Darl participates in the journey to Jefferson, but he is never committed to it. Embarrassed by his family and the experience of dragging his mother’s corpse all over the county, he burns down Gillespie’s barn with Addie’s coffin inside. For this act, he is committed to the insane asylum in Jackson. He ends the novel on a train, laughing and talking about himself in the third person.

O Dewey Dell Bundren

Seventeen years old, Dewey Dell is the only daughter of the Bundren family. Like Darl and Vardaman, she feels rejected by her mother, Addie. Because Darl knows about her pregnancy, she resents and fears him. She desperately wants to go to Jefferson so she can obtain “medicine” that will illegally abort the pregnancy. Her first fumbling attempt to acquire the medicine fails when the druggist Mosely refuses to give it to her.

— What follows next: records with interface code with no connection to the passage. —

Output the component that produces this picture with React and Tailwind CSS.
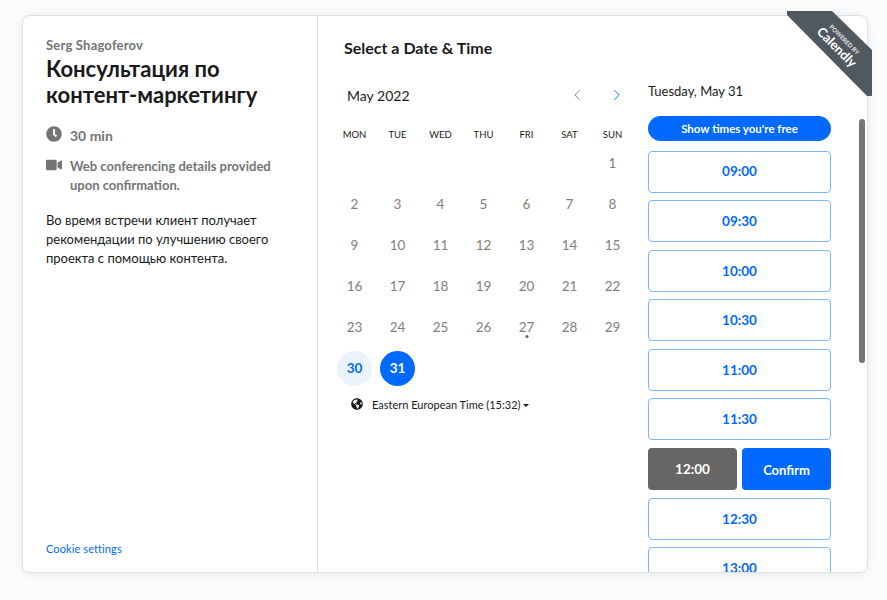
import { ChevronLeft, ChevronRight } from 'lucide-react';
import { FaClock, FaVideo, FaGlobeAmericas } from 'react-icons/fa';

const weekdays = ['MON', 'TUE', 'WED', 'THU', 'FRI', 'SAT', 'SUN'];
const times = ['09:00', '09:30', '10:00', '10:30', '11:00', '11:30', '12:00', '12:30', '13:00'];

const Slot = ({ time }) => {
  if (time === '12:00') {
    return (
      <div className="flex gap-[5px] h-[42px] shrink-0">
        <div className="flex-1 flex items-center justify-center rounded bg-[#666666] text-white text-[13.5px] font-bold">12:00</div>
        <div className="flex-1 flex items-center justify-center rounded bg-[#0069ff] text-white text-[13px] font-bold pt-[3px]">Confirm</div>
      </div>
    );
  }
  return (
    <div className="h-[42px] shrink-0 flex items-center justify-center rounded border border-[#80b4ff] text-[#0069ff] text-[13.5px] font-bold">
      {time}
    </div>
  );
};

const Day = ({ n }) => {
  if (n === 30) {
    return (
      <div className="h-[41px] flex items-center justify-center">
        <div className="w-[35px] h-[35px] rounded-full bg-[#ebf3ff] text-[#0069ff] font-bold text-[13.5px] flex items-center justify-center">30</div>
      </div>
    );
  }
  if (n === 31) {
    return (
      <div className="h-[41px] flex items-center justify-center">
        <div className="w-[35px] h-[35px] rounded-full bg-[#0069ff] text-white font-bold text-[13.5px] flex items-center justify-center">31</div>
      </div>
    );
  }
  return (
    <div className="h-[41px] flex items-center justify-center relative text-[#808080] text-[13.5px]">
      {n}
      {n === 27 && <span className="absolute left-1/2 -translate-x-1/2 top-[28px] w-[3px] h-[3px] rounded-full bg-[#666666]" />}
    </div>
  );
};

const App = () => {
  const cells = [...Array(6).fill(null), ...Array.from({ length: 31 }, (_, i) => i + 1)];

  return (
    <div className="w-[887px] h-[600px] bg-[#fafbfd] pt-[15px] pl-[22px] overflow-hidden font-['Lato',sans-serif] text-[#1a1a1a]">
      <div className="relative w-[846px] h-[558px] bg-white rounded-lg border border-[#e0e0e0] shadow-[0_1px_8px_rgba(0,0,0,0.08)] flex">
        {/* Left panel */}
        <div className="w-[295px] shrink-0 border-r border-[#e0e0e0] pl-[23px] pr-[24px] pt-[21px] pb-[16px] flex flex-col">
          <p className="text-[#757575] text-[13px] font-bold leading-[16px] tracking-[0.2px]">Serg Shagoferov</p>
          <h1 className="text-[22px] font-bold leading-[26px] mt-[3px] text-[#1a1a1a]">Консультация по контент-маркетингу</h1>
          <div className="flex items-start mt-[16px] text-[#757575] font-bold text-[14px]">
            <FaClock className="w-4 h-4 mt-[2px] shrink-0" />
            <span className="ml-2 leading-[19px] mt-[2px]">30 min</span>
          </div>
          <div className="flex items-start mt-[12px] text-[#757575] font-bold text-[13px]">
            <FaVideo className="w-4 h-4 shrink-0" />
            <span className="ml-2 leading-[19px]">Web conferencing details provided upon confirmation.</span>
          </div>
          <p className="mt-[16px] text-[13px] leading-[19px] text-[#1a1a1a]">
            Во время встречи клиент получает рекомендации по улучшению своего проекта с помощью контента.
          </p>
          <p className="mt-auto text-[11px] tracking-[0.1px] text-[#0069ff] leading-[14px]">Cookie settings</p>
        </div>

        {/* Right panel */}
        <div className="flex-1 pl-[26px] pt-[22px] overflow-hidden rounded-r-lg relative">
          <h2 className="text-[16px] font-bold leading-[20px] text-[#1a1a1a]">Select a Date &amp; Time</h2>
          <div className="flex mt-[25px]">
            {/* Calendar */}
            <div className="w-[304px] shrink-0 -ml-[11px]">
              <div className="flex items-center h-[24px] pl-[14px] pr-[11px]">
                <span className="text-[14px]">May 2022</span>
                <ChevronLeft className="w-[18px] h-[18px] ml-auto text-[#757575]" strokeWidth={1.25} />
                <ChevronRight className="w-[18px] h-[18px] ml-[22px] text-[#0069ff]" strokeWidth={1.25} />
              </div>
              <div className="grid grid-cols-[repeat(7,43px)] mt-[22px]">
                {weekdays.map((d) => (
                  <div key={d} className="text-center text-[9.5px] leading-[12px] h-[12px]">{d}</div>
                ))}
              </div>
              <div className="grid grid-cols-[repeat(7,43px)] mt-[2px]">
                {cells.map((n, i) => (n ? <Day key={i} n={n} /> : <div key={i} className="h-[41px]" />))}
              </div>
              <div className="flex items-center mt-[9px] pl-[18px] text-[11px] leading-[14px]">
                <FaGlobeAmericas className="w-[12px] h-[12px] -mt-[3px]" />
                <span className="ml-[9px]">Eastern European Time (15:32)</span>
                <span className="ml-[3px] w-0 h-0 border-x-[3px] border-x-transparent border-t-[3px] border-t-[#1a1a1a]" />
              </div>
            </div>

            {/* Times */}
            <div className="w-[183px] ml-[11px] shrink-0">
              <div className="h-[18px] text-[13px] flex items-center">Tuesday, May 31</div>
              <div className="mt-[15px] h-[25px] rounded-full bg-[#0069ff] text-white text-[11.5px] font-bold flex items-center justify-center">Show times you're free</div>
              <div className="flex flex-col gap-[7.6px] mt-[9.5px]">
                {times.map((t) => <Slot key={t} time={t} />)}
              </div>
            </div>
          </div>
          {/* scrollbar */}
          <div className="absolute right-[2px] top-[103px] w-[6px] h-[244px] rounded-full bg-[#757575]" />
        </div>

        {/* Ribbon */}
        <div className="absolute right-[-5px] top-[-5px] w-[85px] h-[85px] overflow-hidden pointer-events-none">
          <svg viewBox="0 0 85 85" className="absolute inset-0 w-full h-full">
            <polygon points="0,0 45,0 85,39 85,85 80,85 0,4" fill="#505960" />
          </svg>
          <div className="absolute left-[8px] top-[23px] w-[90px] rotate-45 text-center text-white leading-none">
            <div className="text-[6px] font-bold leading-[8px] text-[#e6e6e6]">POWERED BY</div>
            <div className="text-[13px] font-bold leading-[12px]">Calendly</div>
          </div>
        </div>
      </div>
    </div>
  );
};

export default App;
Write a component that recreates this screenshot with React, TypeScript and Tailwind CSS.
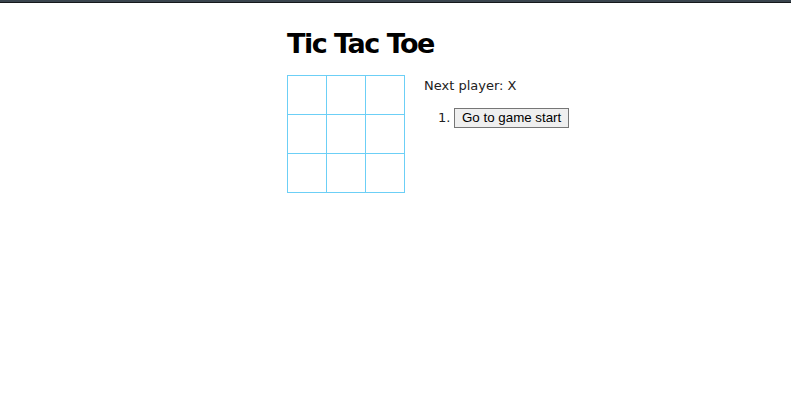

While she is in Jefferson, Anse steals her money. To make matters worse, a sleazy drugstore clerk, Skeet Macgowan, gives her worthless pills filled with talcum powder. He then seduces her. After Addie’s burial, Dewey Dell is strongly in favor of committing Darl to the mental institution.

P Jewel Bundren

Jewel, in his late teens, is Addie’s third son and her favorite child. The product of her affair with Reverend Whitfield, Jewel does not know his true paternity. After a lifetime of being his mother’s favorite, he loves his mother fiercely and feels a strong devotion to her.

Described as tall and wooden in appearance, Jewel is a reticent young man. When he does talk, he usually curses, exhibiting a persistent rage. His favorite possession is his horse, which he bought by working nights for several months. The horse is as fierce as Jewel, and they engage in battles that exhibit both Jewel’s violence and intense love. He loses the horse on the third day of the journey when Anse trades it for a new team of mules. Giving up his horse is one indication that Jewel is the family member most committed to fulfilling Addie’s wish to be buried in Jefferson.

In addition to this sacrifice, he helps retrieve his mother’s coffin when it gets thrown from the wagon during the river crossing. He also saves the coffin single-handedly from Gillespie’s burning barn, suffering many burns as a result. Like Dewey Dell, he is in favor of committing Darl to the mental institution.

Q Mrs. Bundren

Mrs. Bundren is Anse’s second wife. A “duckshaped” woman with “hardlooking pop eyes,” she marries Anse after he woos her in Jefferson.

R Vardaman Bundren

Vardaman is the youngest Bundren child. He cannot fully comprehend the reality of his mother’s death. At first, he blames Dr. Peabody for taking her away and releases Peabody’s horse team for revenge. Then, he believes that Addie is not dead but has mutated into a fish. He bores holes in her coffin to give her air, mutilating her face. Later in the novel, his belief that Addie has become a fish causes his excited fear when Addie’s coffin falls into the river. He runs along the bank, yelling for Darl to catch her so she will not escape, a thought he cannot bear.

Vardaman grows closer to Darl during the trip. At the end of novel, he sees his brother set fire to Gillespie’s barn, which disappoints him. He struggles to understand Darl’s insanity and feels the loss when his brother is taken away to the mental institution in Jackson.